> SET TASK
Find how many lines contain "React" and state only that number.

> DATASET EXCERPT
* BEGIN *

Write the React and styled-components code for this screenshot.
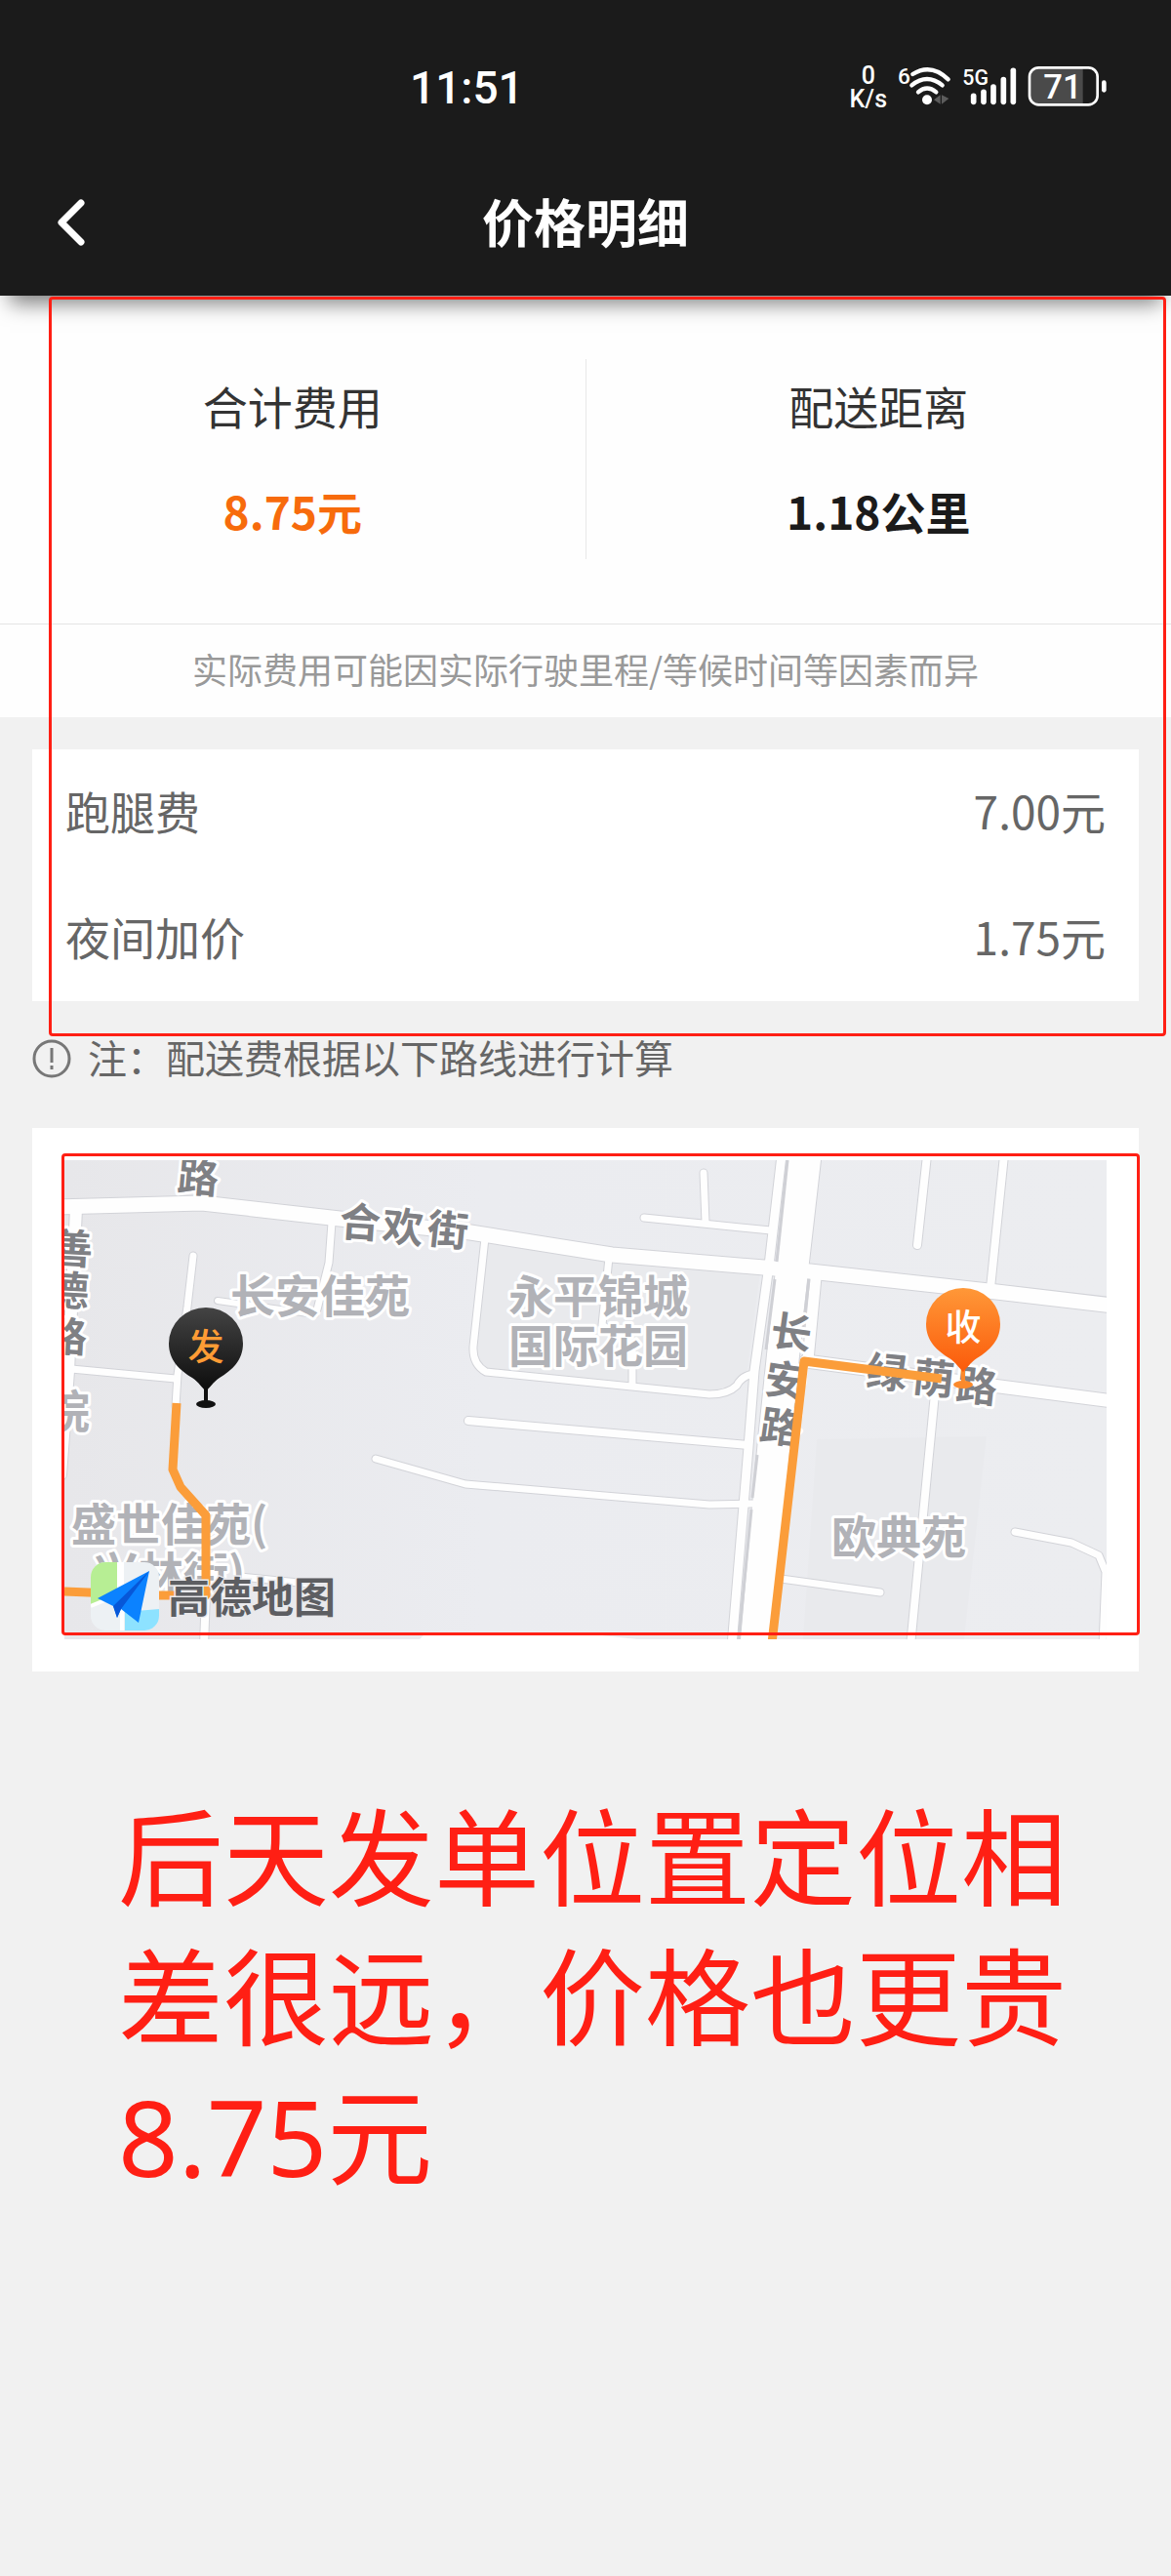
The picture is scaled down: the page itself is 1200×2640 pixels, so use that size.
import React from "react";
import styled, { createGlobalStyle } from "styled-components";

const fees = [
    { name: "跑腿费", amount: "7.00元" },
    { name: "夜间加价", amount: "1.75元" },
];

// roads of the route map, drawn first as casings and then as fills
const roads = [
    { d: "M-5 48 L141 44 L282 60 L416 74 L561 97 L717 110 L764 114 L947 134 L1075 149", w: 15 },
    { d: "M759 -5 L746 108 L727 292 L709 498", w: 33 },
    { d: "M735 -5 L722 108 L707 216 L701 294 L684 498", w: 9 },
    { d: "M770 120 L762 205", w: 11 },
    { d: "M12 50 L4 216 L-4 322", w: 12 },
    { d: "M132 98 L126 150 L116 220 L114 252", w: 7 },
    { d: "M7 214 L114 224", w: 7 },
    { d: "M274 64 L271 105 L259 153", w: 7 },
    { d: "M157 144 L257 158", w: 6 },
    { d: "M319 306 L411 332 L661 353 L704 352", w: 7 },
    { d: "M145 444 L143 498", w: 8 },
    { d: "M181 427 L250 434", w: 7 },
    { d: "M431 80 L419 191 Q418 209 432 217 L661 240 Q680 240 689 231 Q694 221 706 219", w: 7 },
    { d: "M558 100 L551 169 L582 189 L582 229", w: 7 },
    { d: "M414 267 L700 292", w: 8 },
    { d: "M594 59 L654 65 L724 72", w: 7 },
    { d: "M655 13 L657 64", w: 7 },
    { d: "M884 -5 L874 87", w: 8 },
    { d: "M963 -5 L949 131", w: 8 },
    { d: "M760 206 L897 224 L1075 247", w: 13 },
    { d: "M893 229 L867 498", w: 8 },
    { d: "M974 381 L1032 392 L1060 405 L1067 422 L1064 498", w: 7 },
    { d: "M727 428 L836 443", w: 7 },
];

const areas = [
    { text: "长安佳苑", x: 170, y: 156 },
    { text: "永平锦城", x: 455, y: 156 },
    { text: "国际花园", x: 455, y: 207 },
    { text: "欧典苑", x: 786, y: 403 },
    { text: "盛世佳苑(", x: 7, y: 390 },
    { text: "兴林街)", x: 30, y: 440 },
    { text: "院", x: -20, y: 274 },
];

const streets = [
    { text: "路", x: 137, y: 17, r: 5 },
    { text: "合", x: 303, y: 63, r: 4 },
    { text: "欢", x: 347, y: 68, r: 5 },
    { text: "街", x: 393, y: 71, r: 6 },
    { text: "善", x: 8, y: 90, r: 3 },
    { text: "德", x: 4, y: 133, r: 3 },
    { text: "路", x: 2, y: 180, r: 3 },
    { text: "长", x: 745, y: 176, r: 8 },
    { text: "安", x: 739, y: 225, r: 8 },
    { text: "路", x: 734, y: 273, r: 8 },
    { text: "绿", x: 843, y: 217, r: 6 },
    { text: "荫", x: 891, y: 223, r: 6 },
    { text: "路", x: 935, y: 231, r: 6 },
];

function StatusIcons() {
    return (
        <Indicators>
            <Speed>
                <span>0</span>
                <span>K/s</span>
            </Speed>
            <IndicatorIcon width="57" height="45" viewBox="240 50 171 135" aria-label="Wi-Fi">
                <IndicatorText x="243" y="107" fontSize="68">6</IndicatorText>
                <g fill="none" stroke="#fff" strokeWidth="13" strokeLinecap="round">
                    <path d="M289 77 Q345 42 398 93" />
                    <path d="M286 111 Q333 73 380 111" />
                    <path d="M306 132 Q333 109 361 132" />
                </g>
                <circle cx="333" cy="156" r="15" fill="#fff" />
                <path d="M374 141 V169 L354 156Z M378 141 V169 L400 152Z" fill="#5c5c5c" />
            </IndicatorIcon>
            <IndicatorIcon width="57" height="45" viewBox="435 50 171 135" aria-label="5G">
                <IndicatorText x="436" y="110" fontSize="64">5G</IndicatorText>
                <g stroke="#fff" strokeWidth="17" strokeLinecap="round">
                    <path d="M470 144 V162" />
                    <path d="M501 132 V162" />
                    <path d="M531 116 V162" />
                    <path d="M562 94 V162" />
                    <path d="M592 66 V162" />
                </g>
            </IndicatorIcon>
            <IndicatorIcon width="82" height="45" viewBox="640 50 246 135" aria-label="电量 71">
                <path d="M672 60 H810 V168 H672 Q648 168 648 142 V86 Q648 60 672 60Z" fill="#4a4a4a" />
                <rect x="646" y="57" width="209" height="114" rx="28" fill="none" stroke="#fff" strokeWidth="8" />
                <rect x="868" y="96" width="14" height="37" rx="7" fill="#fff" />
                <IndicatorText x="748" y="152" fontSize="104" textAnchor="middle">71</IndicatorText>
            </IndicatorIcon>
        </Indicators>
    );
}

function Pin({ x, y, fill, base, color, children }) {
    return (
        <g transform={`translate(${x} ${y})`}>
            <ellipse rx="10" ry="4" fill={base} />
            <path d="M0 -18 V0" stroke={base} strokeWidth="4" />
            <path
                d="M-38 -62 A38 37 0 0 1 38 -62 C38 -45 27 -35 14 -27 C7 -22 4 -17 0 -13 C-4 -17 -7 -22 -14 -27 C-27 -35 -38 -45 -38 -62Z"
                fill={fill}
            />
            <PinText y="-45" fill={color}>{children}</PinText>
        </g>
    );
}

function MapLogo() {
    return (
        <g>
            <clipPath id="tile">
                <rect x="27" y="412" width="70" height="70" rx="15" />
            </clipPath>
            <g clipPath="url(#tile)">
                <rect x="27" y="412" width="70" height="70" fill="#edf1f4" />
                <path d="M27 412 H54 V444 L27 456Z" fill="#b7ee94" />
                <path d="M62 463 L97 460 V482 H62Z" fill="#8de2ff" />
                <path d="M27 457 L56 445 V412 H59 V482" fill="none" stroke="#fff" strokeWidth="4" />
            </g>
            <path d="M34 449 L87 421 L76 474 L58 460 L54 469 L50 457Z" fill="#0b82ff" />
            <path d="M50 457 L87 421 L58 460 L54 469Z" fill="#0757d8" />
            <LogoText x="106" y="464">高德地图</LogoText>
        </g>
    );
}

function RouteMap() {
    return (
        <MapSvg viewBox="0 0 1068 491" role="img" aria-label="配送路线">
            <defs>
                <linearGradient id="ground">
                    <stop offset="0" stopColor="#e7e7ea" />
                    <stop offset="0.4" stopColor="#ebecf0" />
                    <stop offset="1" stopColor="#ecedf0" />
                </linearGradient>
                <linearGradient id="dark" x2="0" y2="1">
                    <stop offset="0" stopColor="#444" />
                    <stop offset="1" stopColor="#0c0c0c" />
                </linearGradient>
                <linearGradient id="bright" x2="0" y2="1">
                    <stop offset="0" stopColor="#ff9838" />
                    <stop offset="1" stopColor="#fb5a0a" />
                </linearGradient>
            </defs>
            <rect width="1068" height="491" fill="url(#ground)" />
            <path d="M771 286 L945 283 L922 491 H757Z" fill="#e9eaed" />
            <path d="M560 102 L713 115 L698 228 L661 240 L432 217 L419 191 L431 83Z" fill="#e9eaed" />
            <path d="M364 491 L369 486 L551 487 L587 491Z" fill="#fff" />
            <g fill="none" stroke="#d2d3d8" strokeLinecap="round" strokeLinejoin="round">
                {roads.map((road) => (
                    <path key={road.d} d={road.d} strokeWidth={road.w + 2} />
                ))}
            </g>
            <g fill="none" stroke="#fefefe" strokeLinecap="round" strokeLinejoin="round">
                {roads.map((road) => (
                    <path key={road.d} d={road.d} strokeWidth={road.w} />
                ))}
            </g>
            {/* kerbs beside 长安路 */}
            <g stroke="#cfd0d5" strokeWidth="3">
                <path d="M741 0 L730 104" />
                <path d="M728 122 L719 194" />
                <path d="M710 302 L705 346" />
                <path d="M704 358 L691 491" />
                <path d="M763 122 L757 172" />
            </g>
            {areas.map((area) => (
                <AreaLabel key={area.text} x={area.x} y={area.y}>{area.text}</AreaLabel>
            ))}
            {streets.map((s) => (
                <StreetLabel key={`${s.x}-${s.y}`} transform={`translate(${s.x} ${s.y}) rotate(${s.r})`} y="16">
                    {s.text}
                </StreetLabel>
            ))}
            <g fill="none" stroke="#fb9d3a" strokeWidth="9" strokeLinejoin="round">
                <path d="M115 249 L111 317 L119 335 L145 364 L145 446 L97 446 L0 442" />
                <path d="M899 224 L758 206 L725 495" />
            </g>
            <Pin x={145} y={250} fill="url(#dark)" base="#111" color="#ff9c35">发</Pin>
            <Pin x={921} y={230} fill="url(#bright)" base="#fb8a2c" color="#fff">收</Pin>
            <MapLogo />
        </MapSvg>
    );
}

function App() {
    return (
        <Page>
            <GlobalStyle />
            <Header>
                <StatusBar>
                    <Clock>11:51</Clock>
                    <StatusIcons />
                </StatusBar>
                <NavBar>
                    <BackButton aria-label="返回">
                        <svg width="32" height="50" viewBox="0 0 32 50" fill="none" stroke="#fff" strokeWidth="7" strokeLinecap="round" strokeLinejoin="round">
                            <path d="M27 5 L7 25 L27 45" />
                        </svg>
                    </BackButton>
                    <Title>价格明细</Title>
                </NavBar>
            </Header>

            <Marked>
                <Summary>
                    <Figure>
                        <Label>合计费用</Label>
                        <Value $accent>8.75元</Value>
                    </Figure>
                    <Figure>
                        <Label>配送距离</Label>
                        <Value>1.18公里</Value>
                    </Figure>
                </Summary>
                <Disclaimer>实际费用可能因实际行驶里程/等候时间等因素而异</Disclaimer>
                <FeeCard>
                    {fees.map((fee) => (
                        <FeeRow key={fee.name}>
                            <dt>{fee.name}</dt>
                            <dd>{fee.amount}</dd>
                        </FeeRow>
                    ))}
                </FeeCard>
                <FeeFrame />
            </Marked>

            <Note>
                <svg width="40" height="40" viewBox="0 0 40 40" fill="none" stroke="#777" strokeWidth="3">
                    <circle cx="20" cy="20" r="18" />
                    <path d="M20 9 V24" />
                    <path d="M20 27 V31" />
                </svg>
                <NoteText>注：配送费根据以下路线进行计算</NoteText>
            </Note>

            <MapCard>
                <RouteMap />
                <MapFrame />
            </MapCard>

            <Remark>后天发单位置定位相差很远，价格也更贵8.75元</Remark>
        </Page>
    );
}

const GlobalStyle = createGlobalStyle`
      * {
        box-sizing: border-box;
      }

      body {
        margin: 0;
        background: #f1f1f1;
        font-family: "Noto Sans CJK SC", sans-serif;
      }

      h1, p, dl, dt, dd {
        margin: 0;
      }
    `;

const Page = styled.main`
      min-height: 100vh;
      background: #f1f1f1;
    `;

const Header = styled.header`
      position: relative;
      z-index: 1;
      background: #1b1b1b;
      color: #fff;
      box-shadow: 0 18px 20px -10px rgba(0, 0, 0, 0.5);
    `;

const StatusBar = styled.div`
      display: flex;
      align-items: center;
      justify-content: space-between;
      height: 153px;
      padding: 26px 65px 0 35%;
      font-family: Roboto, sans-serif;
    `;

const Clock = styled.time`
      font-size: 46px;
      font-weight: 500;
    `;

const Indicators = styled.div`
      display: flex;
      align-items: center;
      gap: 10px;
    `;

const Speed = styled.div`
      display: flex;
      flex-direction: column;
      align-items: center;
      font-size: 25px;
      font-weight: 500;
      line-height: 24px;
    `;

const IndicatorIcon = styled.svg`
      overflow: visible;
    `;

const IndicatorText = styled.text`
      fill: #fff;
      font-family: Roboto, sans-serif;
      font-weight: 500;
    `;

const NavBar = styled.div`
      display: grid;
      grid-template-columns: 1fr auto 1fr;
      align-items: center;
      height: 150px;
      padding: 0 56px;
    `;

const BackButton = styled.button`
      display: flex;
      justify-self: start;
      padding: 0;
      border: 0;
      background: none;
      cursor: pointer;
    `;

const Title = styled.h1`
      padding-bottom: 4px;
      font-size: 53px;
      font-weight: 700;
      line-height: 70px;
    `;

const Marked = styled.section`
      position: relative;
    `;

const Frame = styled.div`
      position: absolute;
      z-index: 2;
      border: 3px solid #ff1f14;
      border-radius: 4px;
      pointer-events: none;
    `;

const FeeFrame = styled(Frame)`
      inset: 1px 5px -36px 50px;
    `;

const Summary = styled.div`
      display: flex;
      padding: 65px 0 66px;
      border-bottom: 1px solid #e4e4e4;
      background: #fefefe;
    `;

const Figure = styled.div`
      display: flex;
      flex: 1;
      flex-direction: column;
      align-items: center;
      justify-content: center;
      gap: 38px;
      height: 205px;
      padding-bottom: 4px;

      & + & {
        border-left: 1px solid #e8e8e8;
      }
    `;

const Label = styled.p`
      color: #333;
      font-size: 46px;
      line-height: 70px;
    `;

const Value = styled.p`
      color: ${({ $accent }) => ($accent ? "#f76b0c" : "#1b1b1b")};
      font-size: 46px;
      font-weight: 700;
      line-height: 70px;
    `;

const Disclaimer = styled.p`
      padding-bottom: 4px;
      background: #fefefe;
      color: #999;
      font-size: 36px;
      line-height: 91px;
      text-align: center;
    `;

const FeeCard = styled.dl`
      margin: 33px 33px 0;
      padding: 0 34px;
      background: #fff;
    `;

const FeeRow = styled.div`
      display: flex;
      justify-content: space-between;
      padding-bottom: 4px;
      color: #666;
      font-size: 46px;
      line-height: 125px;
    `;

const Note = styled.p`
      display: flex;
      align-items: center;
      gap: 17px;
      height: 130px;
      padding: 0 33px 12px;
      color: #666;
      font-size: 40px;
    `;

const NoteText = styled.span`
      padding-bottom: 4px;
    `;

const MapCard = styled.section`
      position: relative;
      margin: 0 33px;
      padding: 33px;
      background: #fff;
    `;

const MapFrame = styled(Frame)`
      inset: 26px -1px 37px 30px;
    `;

const MapSvg = styled.svg`
      display: block;
      width: 100%;
      font-family: "Noto Sans CJK SC", sans-serif;
      font-weight: 700;
    `;

const AreaLabel = styled.text`
      fill: #b1b2b7;
      stroke: #fff;
      stroke-width: 6px;
      stroke-linejoin: round;
      paint-order: stroke;
      font-size: 46px;
    `;

const StreetLabel = styled(AreaLabel)`
      fill: #7f8084;
      font-size: 42px;
      text-anchor: middle;
    `;

const PinText = styled.text`
      font-size: 37px;
      font-weight: 500;
      text-anchor: middle;
    `;

const LogoText = styled.text`
      fill: #5d5e62;
      stroke: #e9e9ec;
      stroke-width: 3px;
      paint-order: stroke;
      font-size: 43px;
    `;

const Remark = styled.p`
      padding: 119px 90px 0 121px;
      color: #ff1f14;
      font-family: "Noto Sans", "Noto Sans CJK SC", sans-serif;
      font-size: 108px;
      line-height: 143px;
    `;

export default App;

* END *

> SOLUTION BELOW
2